### Prompt:
Find and return each line containing "TypeScript".

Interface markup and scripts
◆ ◆ ◆ ◆
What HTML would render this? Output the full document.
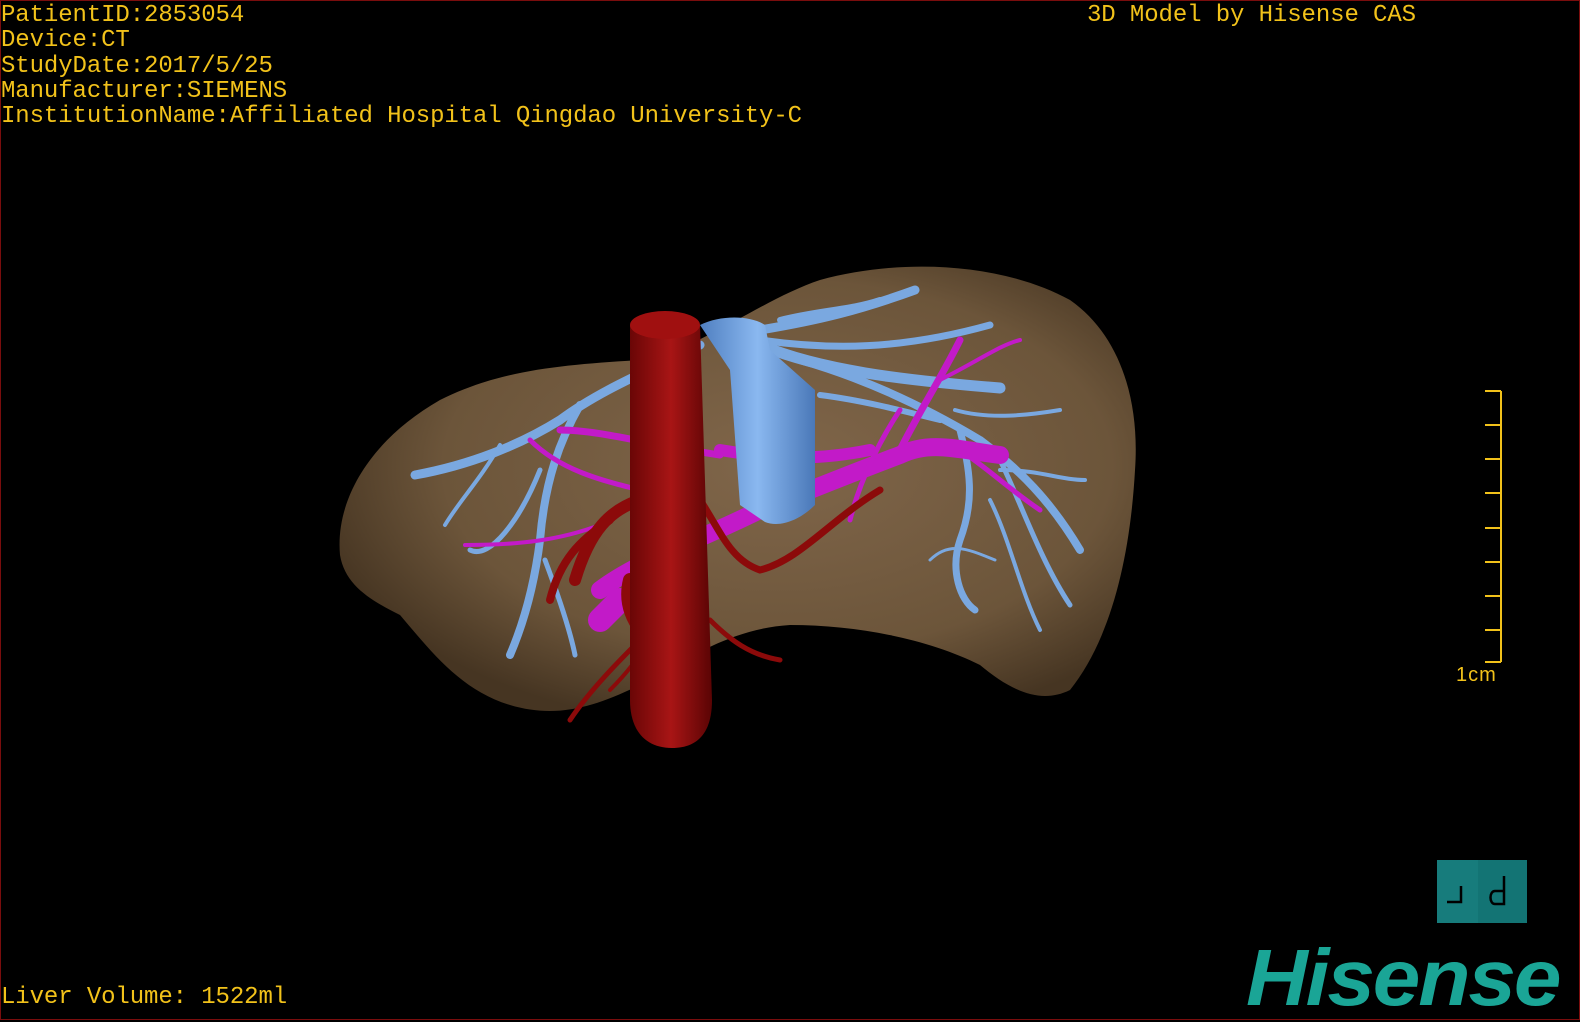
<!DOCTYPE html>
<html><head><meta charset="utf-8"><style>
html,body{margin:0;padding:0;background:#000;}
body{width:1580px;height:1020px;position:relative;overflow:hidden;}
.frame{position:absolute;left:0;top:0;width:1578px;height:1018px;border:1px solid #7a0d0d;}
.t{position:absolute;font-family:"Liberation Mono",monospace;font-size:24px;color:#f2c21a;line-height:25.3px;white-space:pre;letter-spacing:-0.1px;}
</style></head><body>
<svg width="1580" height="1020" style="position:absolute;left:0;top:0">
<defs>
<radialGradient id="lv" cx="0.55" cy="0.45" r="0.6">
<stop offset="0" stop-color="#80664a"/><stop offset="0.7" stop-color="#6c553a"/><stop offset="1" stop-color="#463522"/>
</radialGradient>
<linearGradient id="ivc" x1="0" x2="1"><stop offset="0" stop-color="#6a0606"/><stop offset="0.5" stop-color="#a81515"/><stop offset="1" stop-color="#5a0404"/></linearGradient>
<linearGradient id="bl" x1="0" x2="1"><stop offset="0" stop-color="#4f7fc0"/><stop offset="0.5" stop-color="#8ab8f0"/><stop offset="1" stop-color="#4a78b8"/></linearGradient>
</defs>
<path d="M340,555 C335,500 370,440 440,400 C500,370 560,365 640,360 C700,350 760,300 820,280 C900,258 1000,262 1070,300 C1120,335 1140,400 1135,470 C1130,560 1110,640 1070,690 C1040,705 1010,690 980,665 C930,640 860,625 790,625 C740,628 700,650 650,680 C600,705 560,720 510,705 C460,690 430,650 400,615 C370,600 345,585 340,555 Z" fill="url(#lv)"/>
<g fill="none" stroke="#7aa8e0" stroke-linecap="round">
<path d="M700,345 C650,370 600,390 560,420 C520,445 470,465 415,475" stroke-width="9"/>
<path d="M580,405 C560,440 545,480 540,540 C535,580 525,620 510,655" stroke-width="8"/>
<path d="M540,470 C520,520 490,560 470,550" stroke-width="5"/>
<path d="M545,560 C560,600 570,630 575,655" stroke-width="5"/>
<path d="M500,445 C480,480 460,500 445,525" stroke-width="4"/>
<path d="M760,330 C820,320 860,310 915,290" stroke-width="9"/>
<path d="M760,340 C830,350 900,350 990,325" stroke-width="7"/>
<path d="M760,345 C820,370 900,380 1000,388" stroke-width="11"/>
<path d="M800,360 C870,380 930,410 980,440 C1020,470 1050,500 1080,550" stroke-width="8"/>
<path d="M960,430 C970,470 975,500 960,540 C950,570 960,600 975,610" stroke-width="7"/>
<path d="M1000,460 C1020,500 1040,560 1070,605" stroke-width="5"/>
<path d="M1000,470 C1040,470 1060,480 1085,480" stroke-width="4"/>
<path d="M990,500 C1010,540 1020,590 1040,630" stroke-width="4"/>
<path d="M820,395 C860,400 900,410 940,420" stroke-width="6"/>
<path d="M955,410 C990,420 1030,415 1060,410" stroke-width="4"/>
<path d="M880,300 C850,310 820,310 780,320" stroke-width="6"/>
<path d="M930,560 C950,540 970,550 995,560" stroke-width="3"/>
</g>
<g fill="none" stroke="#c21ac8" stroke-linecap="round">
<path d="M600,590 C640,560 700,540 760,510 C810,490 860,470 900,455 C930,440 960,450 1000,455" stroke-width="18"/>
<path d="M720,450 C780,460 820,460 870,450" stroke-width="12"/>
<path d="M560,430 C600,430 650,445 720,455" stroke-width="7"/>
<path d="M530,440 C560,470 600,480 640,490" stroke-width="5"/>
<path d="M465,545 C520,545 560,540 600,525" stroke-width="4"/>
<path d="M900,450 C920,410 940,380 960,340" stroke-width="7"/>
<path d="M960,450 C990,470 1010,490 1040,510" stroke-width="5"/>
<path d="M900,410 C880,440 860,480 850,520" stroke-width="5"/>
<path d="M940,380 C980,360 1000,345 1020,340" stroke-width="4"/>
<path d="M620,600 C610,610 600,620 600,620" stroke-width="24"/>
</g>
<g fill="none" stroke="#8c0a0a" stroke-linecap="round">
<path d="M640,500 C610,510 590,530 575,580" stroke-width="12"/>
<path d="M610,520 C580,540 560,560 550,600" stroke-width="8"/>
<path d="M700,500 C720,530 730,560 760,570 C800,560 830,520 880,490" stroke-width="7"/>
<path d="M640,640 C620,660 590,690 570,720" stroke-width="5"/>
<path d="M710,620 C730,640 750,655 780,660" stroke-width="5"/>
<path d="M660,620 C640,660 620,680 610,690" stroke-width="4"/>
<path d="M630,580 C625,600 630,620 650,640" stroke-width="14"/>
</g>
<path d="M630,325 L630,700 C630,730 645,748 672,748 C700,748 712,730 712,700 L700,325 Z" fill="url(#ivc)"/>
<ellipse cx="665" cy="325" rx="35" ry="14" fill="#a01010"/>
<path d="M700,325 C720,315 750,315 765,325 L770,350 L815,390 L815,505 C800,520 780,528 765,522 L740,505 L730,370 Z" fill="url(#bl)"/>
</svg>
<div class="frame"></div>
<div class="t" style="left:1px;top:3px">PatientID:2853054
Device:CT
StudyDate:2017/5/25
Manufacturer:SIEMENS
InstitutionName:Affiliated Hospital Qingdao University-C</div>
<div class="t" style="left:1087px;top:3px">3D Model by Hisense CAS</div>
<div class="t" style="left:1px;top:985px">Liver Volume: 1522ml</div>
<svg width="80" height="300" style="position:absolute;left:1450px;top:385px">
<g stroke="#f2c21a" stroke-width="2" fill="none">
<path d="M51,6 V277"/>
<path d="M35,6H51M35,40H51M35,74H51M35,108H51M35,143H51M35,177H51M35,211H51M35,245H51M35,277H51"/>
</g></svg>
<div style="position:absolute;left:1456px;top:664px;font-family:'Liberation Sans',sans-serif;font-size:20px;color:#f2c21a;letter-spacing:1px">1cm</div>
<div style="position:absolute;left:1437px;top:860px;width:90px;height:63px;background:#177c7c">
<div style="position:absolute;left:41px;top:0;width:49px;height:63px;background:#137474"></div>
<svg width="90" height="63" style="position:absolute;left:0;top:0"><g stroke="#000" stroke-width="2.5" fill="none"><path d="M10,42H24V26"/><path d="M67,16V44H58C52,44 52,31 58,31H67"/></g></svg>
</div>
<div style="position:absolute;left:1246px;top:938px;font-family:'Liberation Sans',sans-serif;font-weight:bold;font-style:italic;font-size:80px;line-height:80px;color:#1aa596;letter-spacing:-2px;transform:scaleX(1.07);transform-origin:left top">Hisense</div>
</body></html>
◆ ◆ ◆ ◆
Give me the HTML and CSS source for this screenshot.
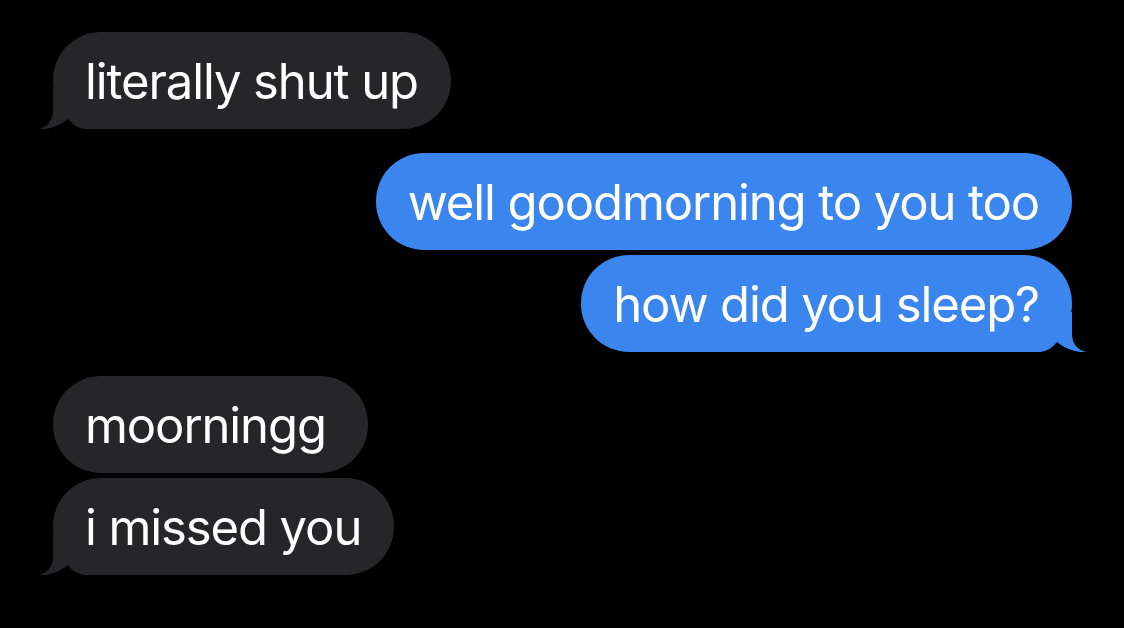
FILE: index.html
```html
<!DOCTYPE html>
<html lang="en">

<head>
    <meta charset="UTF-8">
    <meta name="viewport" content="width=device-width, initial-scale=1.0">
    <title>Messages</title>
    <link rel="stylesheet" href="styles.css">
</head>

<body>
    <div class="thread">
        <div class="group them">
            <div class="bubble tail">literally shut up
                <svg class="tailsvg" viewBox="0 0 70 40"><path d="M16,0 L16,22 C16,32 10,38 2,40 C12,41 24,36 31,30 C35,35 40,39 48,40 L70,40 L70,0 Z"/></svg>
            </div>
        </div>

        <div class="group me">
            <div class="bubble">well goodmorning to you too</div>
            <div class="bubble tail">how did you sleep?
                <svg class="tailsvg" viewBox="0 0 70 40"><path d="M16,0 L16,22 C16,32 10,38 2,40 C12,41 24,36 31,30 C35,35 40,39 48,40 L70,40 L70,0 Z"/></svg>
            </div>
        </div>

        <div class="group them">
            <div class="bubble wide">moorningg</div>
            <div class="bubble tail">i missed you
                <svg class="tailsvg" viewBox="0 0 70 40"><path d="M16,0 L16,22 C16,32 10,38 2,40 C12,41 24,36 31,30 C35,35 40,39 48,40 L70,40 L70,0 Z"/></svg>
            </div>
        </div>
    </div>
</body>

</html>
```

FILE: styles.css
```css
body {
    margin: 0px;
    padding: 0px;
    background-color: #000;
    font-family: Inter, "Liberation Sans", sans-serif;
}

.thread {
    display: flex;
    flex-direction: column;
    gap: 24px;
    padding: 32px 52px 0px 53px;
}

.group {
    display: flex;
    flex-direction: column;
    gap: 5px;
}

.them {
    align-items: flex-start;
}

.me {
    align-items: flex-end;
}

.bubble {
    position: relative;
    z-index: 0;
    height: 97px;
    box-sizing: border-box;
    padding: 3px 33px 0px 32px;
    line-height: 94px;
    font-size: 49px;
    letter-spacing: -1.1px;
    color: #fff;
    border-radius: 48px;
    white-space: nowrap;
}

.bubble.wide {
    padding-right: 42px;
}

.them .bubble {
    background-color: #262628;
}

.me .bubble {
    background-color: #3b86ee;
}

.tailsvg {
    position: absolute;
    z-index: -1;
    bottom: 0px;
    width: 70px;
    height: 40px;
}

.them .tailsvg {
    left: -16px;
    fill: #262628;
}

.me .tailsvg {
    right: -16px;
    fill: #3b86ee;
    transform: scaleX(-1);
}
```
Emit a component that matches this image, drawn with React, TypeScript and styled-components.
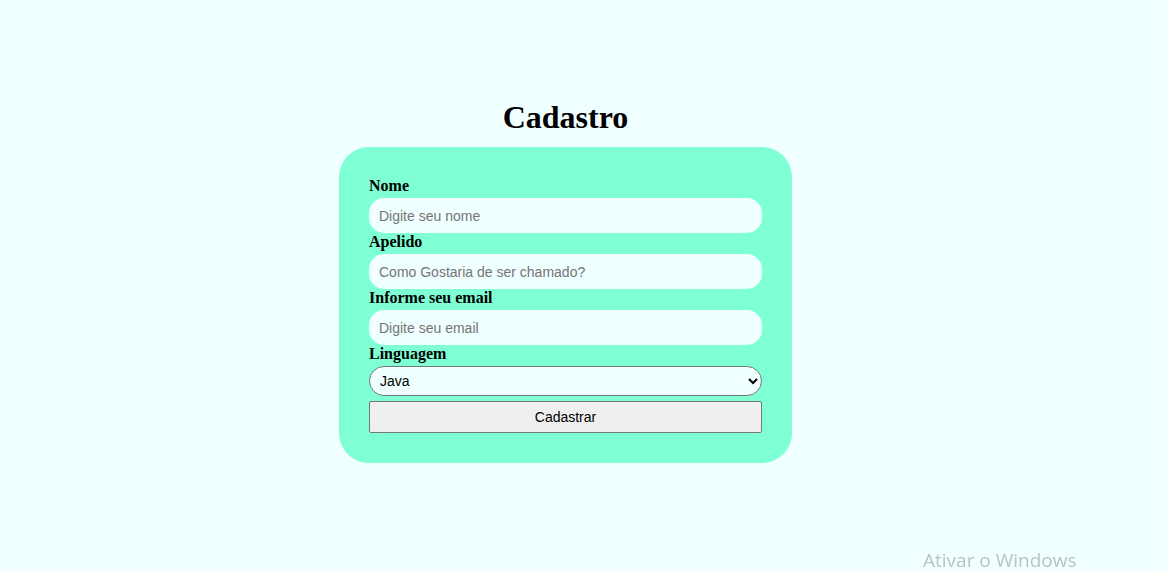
◆ ◆ ◆ ◆
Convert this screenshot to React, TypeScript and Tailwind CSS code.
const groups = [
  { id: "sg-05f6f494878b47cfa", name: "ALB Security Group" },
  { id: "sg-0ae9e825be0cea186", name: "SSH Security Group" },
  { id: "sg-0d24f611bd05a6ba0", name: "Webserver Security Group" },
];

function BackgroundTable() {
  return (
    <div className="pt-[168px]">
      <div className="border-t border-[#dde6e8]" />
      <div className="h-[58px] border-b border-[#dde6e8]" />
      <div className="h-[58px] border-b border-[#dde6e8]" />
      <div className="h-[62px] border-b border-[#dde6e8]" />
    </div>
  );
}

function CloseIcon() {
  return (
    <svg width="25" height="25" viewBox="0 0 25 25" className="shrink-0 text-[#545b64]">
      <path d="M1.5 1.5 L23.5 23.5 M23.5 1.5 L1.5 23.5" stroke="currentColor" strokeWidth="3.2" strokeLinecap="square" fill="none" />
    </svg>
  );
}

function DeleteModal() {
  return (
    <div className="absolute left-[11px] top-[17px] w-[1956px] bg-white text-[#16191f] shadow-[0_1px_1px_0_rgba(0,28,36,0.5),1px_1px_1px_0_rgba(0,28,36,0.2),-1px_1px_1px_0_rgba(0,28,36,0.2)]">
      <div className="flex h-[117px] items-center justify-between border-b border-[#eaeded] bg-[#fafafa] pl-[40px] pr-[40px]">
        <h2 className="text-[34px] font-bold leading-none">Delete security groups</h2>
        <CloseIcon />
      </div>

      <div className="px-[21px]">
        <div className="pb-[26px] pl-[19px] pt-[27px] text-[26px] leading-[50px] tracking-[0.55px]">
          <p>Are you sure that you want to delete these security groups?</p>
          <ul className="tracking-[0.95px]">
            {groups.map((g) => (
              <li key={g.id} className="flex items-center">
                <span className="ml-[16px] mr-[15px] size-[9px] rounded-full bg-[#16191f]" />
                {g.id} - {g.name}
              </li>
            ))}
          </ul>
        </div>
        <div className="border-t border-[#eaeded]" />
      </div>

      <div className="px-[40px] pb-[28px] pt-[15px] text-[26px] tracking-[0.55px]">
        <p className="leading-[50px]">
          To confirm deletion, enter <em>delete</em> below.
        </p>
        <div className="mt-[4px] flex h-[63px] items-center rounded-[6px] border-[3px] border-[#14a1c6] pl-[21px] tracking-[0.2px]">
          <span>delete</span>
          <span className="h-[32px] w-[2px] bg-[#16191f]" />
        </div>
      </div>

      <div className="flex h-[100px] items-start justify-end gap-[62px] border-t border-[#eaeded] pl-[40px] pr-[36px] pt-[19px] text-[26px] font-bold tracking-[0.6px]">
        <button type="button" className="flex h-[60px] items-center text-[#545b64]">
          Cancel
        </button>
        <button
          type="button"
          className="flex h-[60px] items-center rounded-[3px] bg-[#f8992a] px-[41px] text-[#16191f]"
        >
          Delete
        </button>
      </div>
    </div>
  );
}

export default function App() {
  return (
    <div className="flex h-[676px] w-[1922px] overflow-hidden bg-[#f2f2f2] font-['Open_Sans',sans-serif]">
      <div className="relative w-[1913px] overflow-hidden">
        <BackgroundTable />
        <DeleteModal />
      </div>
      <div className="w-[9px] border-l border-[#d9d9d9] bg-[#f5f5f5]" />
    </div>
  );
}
◆ ◆ ◆ ◆
### Reply to the task:
Emit a component that matches this image, drawn with React, TypeScript and styled-components.
Convert this screenshot to React, TypeScript and Tailwind CSS code.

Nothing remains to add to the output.